Readers say *And Then There Were None* is a timeless, gripping classic and a masterpiece of 20th-century mystery. Reviewers agree on its clever plotti...

Cresta McGowan
Dec 25, 2025
10/10 stars
Agatha Christie weaves a unique and intriguing mystery in And Then There Were None. I didn't find the deaths contrite and I loved the use of the nursery rhyme to give clues not only to the reader, but the characters in the book. Modern mystery writes could certainly use her works as a beacon of how to write true mystery with well developed characters and plot twists that leave the reader guessing. What seems obvious is often not, what seems insignificant is of major consequence and that is how a mystery should be.
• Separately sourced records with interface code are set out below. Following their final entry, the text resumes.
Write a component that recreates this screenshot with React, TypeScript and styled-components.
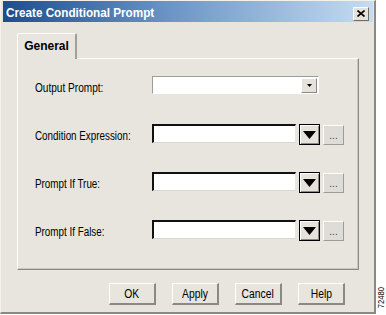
import React from "react";
import styled, { createGlobalStyle } from "styled-components";

const Global = createGlobalStyle`
  html, body { margin: 0; padding: 0; background: #fff; }
  #root { width: 386px; height: 315px; overflow: hidden; }
`;

const sans = `"Liberation Sans", Arial, sans-serif`;

const Page = styled.div`
  display: flex;
  width: 386px;
  height: 315px;
  background: #fff;
`;

const Window = styled.div`
  box-sizing: border-box;
  width: 376px;
  height: 314px;
  background: #e7e5dd;
  border-top: 1px solid #f2f1ec;
  border-left: 1px solid #f2f1ec;
  border-right: 2px solid #8a8984;
  border-bottom: 2px solid #8a8984;
  padding: 0 1px 0 2px;
  display: flex;
  flex-direction: column;
`;

const TitleBar = styled.div`
  height: 21px;
  display: flex;
  align-items: center;
  justify-content: space-between;
  padding: 0 4px 0 3px;
  background: linear-gradient(to right, #1d4d8c 0%, #6b95c6 45%, #c6dcf1 100%);
`;

/* the screenshot is squeezed sideways, so the text is too */
const Squeeze = styled.span<{ $k: number; $origin?: string }>`
  display: inline-block;
  white-space: nowrap;
  transform: scaleX(${(p) => p.$k});
  transform-origin: ${(p) => p.$origin ?? "left"} center;
`;

const Title = styled.span`
  font-family: ${sans};
  font-weight: bold;
  font-size: 13px;
  color: #fff;
  padding-top: 1px;
`;

const CloseBtn = styled.div`
  box-sizing: border-box;
  width: 16px;
  height: 14px;
  margin-top: 4px;
  background: #e4e2da;
  border-top: 1px solid #fff;
  border-left: 1px solid #fff;
  border-right: 1px solid #6e6d68;
  border-bottom: 1px solid #6e6d68;
  display: flex;
  align-items: center;
  justify-content: center;
`;

const Body = styled.div`
  padding: 11px 0 0 14px;
  display: flex;
  flex-direction: column;
`;

const TabStrip = styled.div`
  display: flex;
  height: 25px;
`;

const Tab = styled.div`
  box-sizing: border-box;
  width: 60px;
  height: 26px;
  margin-bottom: -1px;
  background: #e7e5dd;
  border-top: 1px solid #fff;
  border-left: 1px solid #fff;
  border-right: 2px solid #a09f9a;
  border-radius: 2px 2px 0 0;
  position: relative;
  z-index: 1;
  font-family: ${sans};
  font-weight: bold;
  font-size: 12px;
  color: #000;
  display: flex;
  align-items: center;
  justify-content: center;
  padding-bottom: 1px;
`;

const Panel = styled.div`
  box-sizing: border-box;
  width: 342px;
  height: 212px;
  border-top: 1px solid #fff;
  border-left: 1px solid #fff;
  border-right: 1px solid #8a8984;
  border-bottom: 1px solid #8a8984;
  box-shadow: inset -1px -1px 0 #c9c7bf;
  padding: 17px 0 0 17px;
  display: flex;
  flex-direction: column;
  gap: 29px;
`;

const Row = styled.div`
  display: flex;
  align-items: flex-start;
  height: 19px;
`;

const Label = styled.div`
  width: 117px;
  padding-top: 5px;
  font-family: ${sans};
  font-size: 12px;
  line-height: 14px;
  color: #000;
`;

const Combo = styled.div`
  box-sizing: border-box;
  width: 167px;
  height: 18px;
  background: #fff;
  border-top: 1px solid #9d9c97;
  border-left: 1px solid #9d9c97;
  border-right: 1px solid #fff;
  border-bottom: 1px solid #fff;
  display: flex;
  justify-content: flex-end;
  padding: 0 1px;
  align-items: center;
`;

const SmallDrop = styled.div`
  box-sizing: border-box;
  width: 16px;
  height: 15px;
  background: #e4e2da;
  border-top: 1px solid #fff;
  border-left: 1px solid #fff;
  border-right: 1px solid #8a8984;
  border-bottom: 1px solid #8a8984;
  display: flex;
  align-items: center;
  justify-content: center;
`;

const TextBox = styled.div`
  box-sizing: border-box;
  width: 144px;
  height: 19px;
  background: #fff;
  border-top: 2px solid #111;
  border-left: 2px solid #111;
  border-right: 1px solid #e7e5dd;
  border-bottom: 1px solid #d8d6ce;
`;

const BigDrop = styled.div`
  box-sizing: border-box;
  width: 21px;
  height: 21px;
  margin-left: 3px;
  background: #e4e2da;
  border: 1px solid #000;
  box-shadow: inset 1px 1px 0 #fff, inset -1px -1px 0 #8a8984;
  display: flex;
  align-items: center;
  justify-content: center;
`;

const Ellipsis = styled.div`
  box-sizing: border-box;
  width: 21px;
  height: 20px;
  margin-left: 3px;
  margin-top: 1px;
  background: #dddcd6;
  border-top: 1px solid #fff;
  border-left: 1px solid #fff;
  border-right: 1px solid #9d9c97;
  border-bottom: 1px solid #9d9c97;
  font-family: ${sans};
  font-size: 10px;
  color: #444;
  display: flex;
  justify-content: center;
  align-items: flex-end;
  line-height: 12px;
  padding-bottom: 2px;
`;

const Buttons = styled.div`
  display: flex;
  gap: 16px;
  width: 342px;
  justify-content: flex-end;
  padding-right: 14px;
  box-sizing: border-box;
  margin-top: 13px;
`;

const Button = styled.div`
  box-sizing: border-box;
  width: 47px;
  height: 22px;
  background: #e7e5dd;
  border-top: 1px solid #fff;
  border-left: 1px solid #fff;
  border-right: 2px solid #8a8984;
  border-bottom: 2px solid #8a8984;
  font-family: ${sans};
  font-size: 12px;
  color: #000;
  display: flex;
  align-items: center;
  justify-content: center;
`;

const Side = styled.div`
  flex: 1;
  display: flex;
  align-items: flex-end;
  justify-content: center;
  padding-bottom: 5px;
`;

const Code = styled.span`
  writing-mode: vertical-rl;
  transform: rotate(180deg) scaleY(0.85);
  font-family: ${sans};
  font-size: 9px;
  color: #000;
`;

const Tri = ({ w, h }: { w: number; h: number }) => (
  <svg width={w} height={h} viewBox={`0 0 ${w} ${h}`}>
    <polygon points={`0,0 ${w},0 ${w / 2},${h}`} fill="#000" />
  </svg>
);

const rows = ["Condition Expression:", "Prompt If True:", "Prompt If False:"];
const buttons = ["OK", "Apply", "Cancel", "Help"];

export default function App() {
  return (
    <Page>
      <Global />
      <Window>
        <TitleBar>
          <Title>
            <Squeeze $k={0.9}>Create Conditional Prompt</Squeeze>
          </Title>
          <CloseBtn>
            <svg width="8" height="7" viewBox="0 0 8 7">
              <path d="M0.5 0.5 L7.5 6.5 M7.5 0.5 L0.5 6.5" stroke="#000" strokeWidth="1.6" />
            </svg>
          </CloseBtn>
        </TitleBar>
        <Body>
          <TabStrip>
            <Tab>General</Tab>
          </TabStrip>
          <Panel>
            <Row>
              <Label>
                <Squeeze $k={0.84}>Output Prompt:</Squeeze>
              </Label>
              <Combo>
                <SmallDrop>
                  <Tri w={5} h={3} />
                </SmallDrop>
              </Combo>
            </Row>
            {rows.map((r) => (
              <Row key={r}>
                <Label>
                  <Squeeze $k={0.82}>{r}</Squeeze>
                </Label>
                <TextBox />
                <BigDrop>
                  <Tri w={13} h={8} />
                </BigDrop>
                <Ellipsis>...</Ellipsis>
              </Row>
            ))}
          </Panel>
          <Buttons>
            {buttons.map((b) => (
              <Button key={b}>
                <Squeeze $k={0.86} $origin="center">
                  {b}
                </Squeeze>
              </Button>
            ))}
          </Buttons>
        </Body>
      </Window>
      <Side>
        <Code>72480</Code>
      </Side>
    </Page>
  );
}
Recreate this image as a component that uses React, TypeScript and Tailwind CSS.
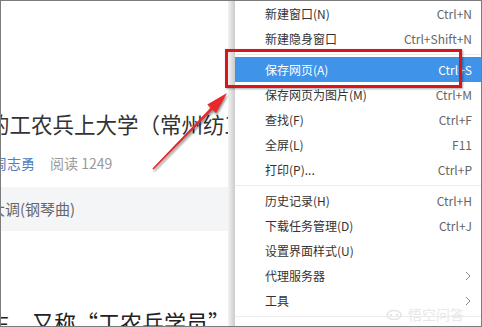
import React from "react";

const cjk = { fontFamily: '"Noto Sans CJK SC", "Noto Sans", sans-serif' };

type Item = { label: string; shortcut?: string; sub?: boolean; active?: boolean };

const groups: Item[][] = [
  [
    { label: "新建窗口(N)", shortcut: "Ctrl+N" },
    { label: "新建隐身窗口", shortcut: "Ctrl+Shift+N" },
  ],
  [
    { label: "保存网页(A)", shortcut: "Ctrl+S", active: true },
    { label: "保存网页为图片(M)", shortcut: "Ctrl+M" },
    { label: "查找(F)", shortcut: "Ctrl+F" },
    { label: "全屏(L)", shortcut: "F11" },
    { label: "打印(P)...", shortcut: "Ctrl+P" },
  ],
  [
    { label: "历史记录(H)", shortcut: "Ctrl+H" },
    { label: "下载任务管理(D)", shortcut: "Ctrl+J" },
    { label: "设置界面样式(U)" },
    { label: "代理服务器", sub: true },
    { label: "工具", sub: true },
  ],
  [{ label: "帮助" }],
];

function Row({ it }: { it: Item }) {
  return (
    <div
      className={
        "h-[25px] shrink-0 flex items-center pl-[30px] pr-[9px] text-[12px] " +
        (it.active ? "bg-[#3f93e8] text-white" : "text-[#333]")
      }
    >
      <span className="flex-1 whitespace-nowrap">{it.label}</span>
      {it.shortcut && (
        <span className={it.active ? "text-white" : "text-[#666]"}>{it.shortcut}</span>
      )}
      {it.sub && (
        <svg width="6" height="10" viewBox="0 0 6 10" className="mr-[1px]">
          <path d="M1 1 L5 5 L1 9" fill="none" stroke="#8a8a8a" strokeWidth="1" />
        </svg>
      )}
    </div>
  );
}

export default function App() {
  return (
    <div
      className="relative w-[482px] h-[327px] overflow-hidden border border-[#7c7c7c] bg-white flex"
      style={cjk}
    >
      {/* left page content */}
      <div className="w-[227px] shrink-0 overflow-hidden flex flex-col pt-[110px]">
        <div className="shrink-0 text-[21.5px] leading-[26px] whitespace-nowrap text-[#333] -ml-[13px]">
          的工农兵上大学（常州纺工学院）
        </div>
        <div className="shrink-0 mt-[16px] text-[14px] leading-[20px] whitespace-nowrap -ml-[8px] flex">
          <span className="text-[#4f7fbf]">周志勇</span>
          <span className="ml-[15px] text-[#9a9a9a]">阅读 1249</span>
        </div>
        <div className="shrink-0 mt-[14px] h-[44px] bg-[#f4f5f7] flex items-center text-[15px] text-[#666] whitespace-nowrap">
          <span className="-ml-[11px]">大调(钢琴曲)</span>
        </div>
        <div className="shrink-0 mt-[79px] text-[22px] leading-[22px] whitespace-nowrap text-[#222] -ml-[13px]">
          生，又称“工农兵学员”
        </div>
      </div>

      {/* menu shadow */}
      <div className="w-[7px] shrink-0 bg-gradient-to-r from-[#f3f3f3] to-[#cbcbcb]" />

      {/* context menu */}
      <div className="flex-1 flex flex-col bg-white">
        {groups.map((g, gi) => (
          <React.Fragment key={gi}>
            {gi > 0 && (
              <div className="h-[6px] shrink-0 flex items-center">
                <div className="h-px w-full bg-[#ececec]" />
              </div>
            )}
            {g.map((it) => (
              <Row key={it.label} it={it} />
            ))}
          </React.Fragment>
        ))}
      </div>

      {/* red highlight box */}
      <div className="absolute left-[224px] top-[48px] w-[237px] h-[39px] border-[3px] border-[#d9141b] shadow-[1px_1px_2px_rgba(0,0,0,0.35)]" />

      {/* red arrow */}
      <svg
        className="absolute left-0 top-0 drop-shadow-[1px_2px_1px_rgba(0,0,0,0.45)]"
        width="482"
        height="327"
        viewBox="0 0 482 327"
      >
        <polygon
          points="151.4,167.6 152.6,168.4 211.7,108.8 215,112 226,92 206.3,103.5 209.6,106.7"
          fill="#e8282a"
        />
      </svg>

      {/* watermark */}
      <div className="absolute left-[385px] top-[304px] flex items-center gap-[6px] text-[#e8e8e8] text-[14px] leading-[18px]">
        <svg width="16" height="12" viewBox="0 0 16 12">
          <ellipse cx="8" cy="7" rx="7" ry="4.5" fill="none" stroke="#e5e5e5" strokeWidth="1.6" />
          <circle cx="5" cy="7" r="1.3" fill="#e5e5e5" />
          <circle cx="11" cy="7" r="1.3" fill="#e5e5e5" />
        </svg>
        <span>悟空问答</span>
      </div>
    </div>
  );
}
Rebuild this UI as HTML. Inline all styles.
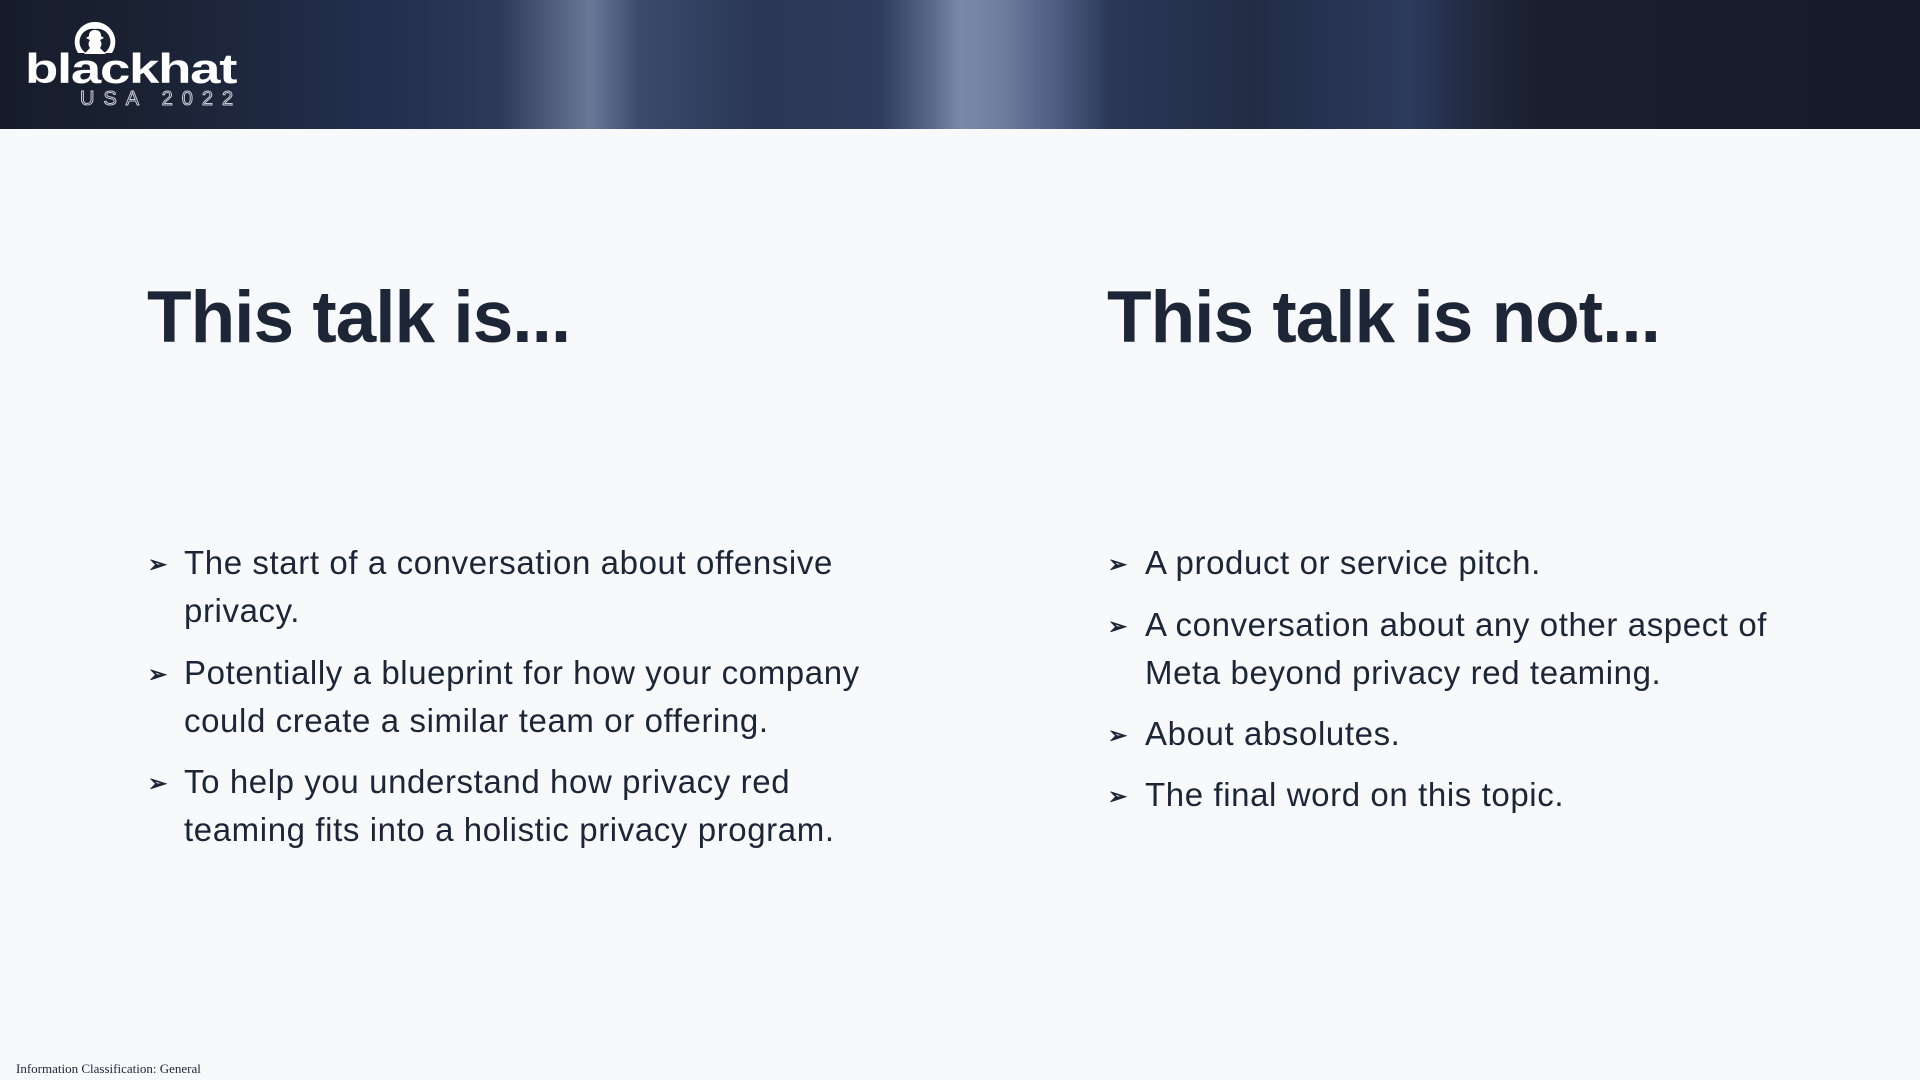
<!DOCTYPE html>
<html><head><meta charset="utf-8"><style>
*{margin:0;padding:0;box-sizing:border-box}
body{width:1920px;height:1080px;background:#f7f9fb;position:relative;overflow:hidden;font-family:"Liberation Sans",sans-serif;color:#1c2637}
.hdr{position:absolute;left:0;top:0;width:1920px;height:129px;background:linear-gradient(90deg,#161c2a 0px,#1a2233 150px,#243050 400px,#2d3a5a 500px,#6a7898 590px,#3a4a6c 640px,#2a3756 760px,#2e3b5c 880px,#56678a 930px,#7a88a8 960px,#6f7ea0 1000px,#4b5b80 1060px,#2b3858 1110px,#222c45 1250px,#2c3a5c 1410px,#232d45 1460px,#181e2c 1540px,#161c2a 1920px)}
.logo{position:absolute;left:25px;top:52px;color:#fff;font-weight:bold;font-size:42px;letter-spacing:-1px;line-height:34px;transform:scaleX(1.3);transform-origin:0 0}
.usa{position:absolute;left:80px;top:89px;color:transparent;-webkit-text-stroke:1px #c8ccd6;font-size:20px;letter-spacing:9px;line-height:20px}
.h{position:absolute;font-weight:bold;font-size:73px;letter-spacing:-1px;line-height:80px;color:#1c2637}
.b{position:absolute;font-size:33px;letter-spacing:0.6px;line-height:48px}
.ar{position:absolute;font-size:23px;font-weight:bold}
.ft{position:absolute;left:16px;top:1061px;font-family:"Liberation Serif",serif;font-size:13px;color:#1c2637}
</style></head><body>
<div class="hdr"></div>
<svg style="position:absolute;left:70px;top:20px" width="50" height="40" viewBox="0 0 50 40">
<path d="M25 2 A20 20 0 0 0 8 33 L16 33 A13 13 0 0 1 25 9 A13 13 0 0 1 34 33 L42 33 A20 20 0 0 0 25 2Z" fill="#fff"/>
<path d="M19 16 Q19 10 25 10 Q31 10 31 16 L34 18 L30 20 Q33 24 30 28 L36 34 L14 34 L20 28 Q17 24 20 20 L16 18Z" fill="#fff"/>
</svg>
<div class="logo">blackhat</div>
<div class="usa">USA 2022</div>
<div class="h" style="left:147px;top:278px">This talk is...</div>
<div class="h" style="left:1107px;top:278px">This talk is not...</div>

<div class="ar" style="left:148px;top:551px">➢</div>
<div class="b" style="left:184px;top:539px">The start of a conversation about offensive<br>privacy.</div>
<div class="ar" style="left:148px;top:661px">➢</div>
<div class="b" style="left:184px;top:649px">Potentially a blueprint for how your company<br>could create a similar team or offering.</div>
<div class="ar" style="left:148px;top:770px">➢</div>
<div class="b" style="left:184px;top:758px">To help you understand how privacy red<br>teaming fits into a holistic privacy program.</div>

<div class="ar" style="left:1108px;top:551px">➢</div>
<div class="b" style="left:1145px;top:539px">A product or service pitch.</div>
<div class="ar" style="left:1108px;top:613px">➢</div>
<div class="b" style="left:1145px;top:601px">A conversation about any other aspect of<br>Meta beyond privacy red teaming.</div>
<div class="ar" style="left:1108px;top:722px">➢</div>
<div class="b" style="left:1145px;top:710px">About absolutes.</div>
<div class="ar" style="left:1108px;top:783px">➢</div>
<div class="b" style="left:1145px;top:771px">The final word on this topic.</div>

<div class="ft">Information Classification: General</div>
</body></html>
Certainly a "good read!"
Nikkilopez
Aug 14, 2025
4/10 stars
A slow burner... very knives out, clue, who done it. If thats your thing, this books for you. Personally, it bored me.
andywamables
Jun 14, 2026
8/10 stars
it was a cool book to read if you read it from the standpoint of “what would you do in this situation?” but as far as the writing style, it was structurally flawed in many ways which I guess could be credited to the time. Agatha did a great job, but maybe this writing style is somewhat obsolete in its approach. I could imagine that in 1929, this was monumental, though, given the state of the world at the time and how women were treated. She created a universe out of her own imagination. Even if it isn’t my favorite book, I have to respect the craft. The sheer effort and creativity.
PotterHead1515
Apr 29, 2026
10/10 stars
The most extraordinary book I have ever read captivated my heart and mind for days.
hershyv
Apr 22, 2026
8/10 stars
The book and its plot are among the finest examples of mystery writing, and I can see why Agatha Christie is still known as the Queen of Crime. Now that that’s out of the way, what I really want to talk about is how I first read this. Almost all of Christie’s books I’ve read, all 66 detective works, were borrowed from libraries when I was still in school. So my first reading of this book had a different title and poem – swapping soldiers from the Ten Little Soldiers poem with one or other racist slur in the new editions. So I was curious to test how that would land with me now. In both the older and the new versions, I didn’t see these themes as the author endorsing those views. Instead, they felt like a reflection of the upper-middle-class British society in which Christie was writing. In this book, for example, the characters who express racist, xenophobic, sexist, and even rigid religious views are meant to be despicable, dislikable, or villainous, and I remember that as largely true for her other books, too. I may still enjoy re-reading more of her books.